2013年3月28日にFSINから要望書を送付した結果、東京新聞から面談のお申し出をいただき、2013年5月7日、編集局経済部ご担当記者とFSIN会員3名とで面談しました。

面談では、FSINの活動の趣旨について説明するとともに、先方からのご質問を踏まえ、先に要望書でお伝えした内容のうち、特に①食品添加物の定義や範囲が異なるものを比較して数の違いだけを強調するのは誤解を与えること、②遺伝子組み換え食品は、国際基準に基づき国が法律に基づき評価する仕組みが整備されており、表示制度は選択や情報提供のためで安全性に疑念があるから行われているものではないこと、の2点について詳しく説明し、意見交換を行いました。

①については、問題点をより明確にするため、報道の根拠となった数字を確認していただければ、FSINとしてもそれを踏まえてさらに情報提供する旨お約束しました。

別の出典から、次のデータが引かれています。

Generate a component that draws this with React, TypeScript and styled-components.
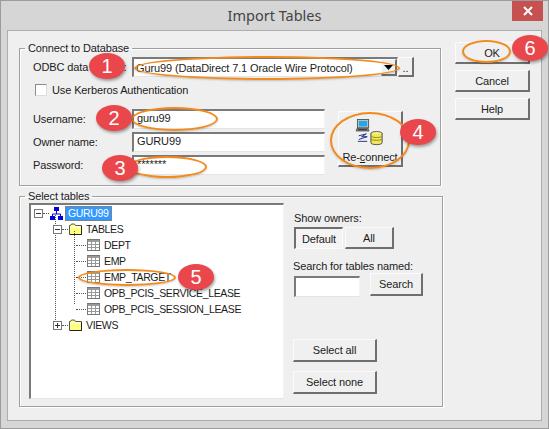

②についてはこちらからの説明内容について了承いただきました。

FSINは3月28日にお送りした要望書において、3月18日付け記事の訂正を依頼しておりましたが、掲載から時間も経過しており訂正は難しいものの、今回FSINが情報提供した内容については今後の参考とするとのご説明をいただきました。

また、面談の時間をつくって誠実に対応してくださったことに感謝し、これからは、必要に応じて専門家を紹介したり、コメントを提供したり、FSINからも協力することを、お約束しました。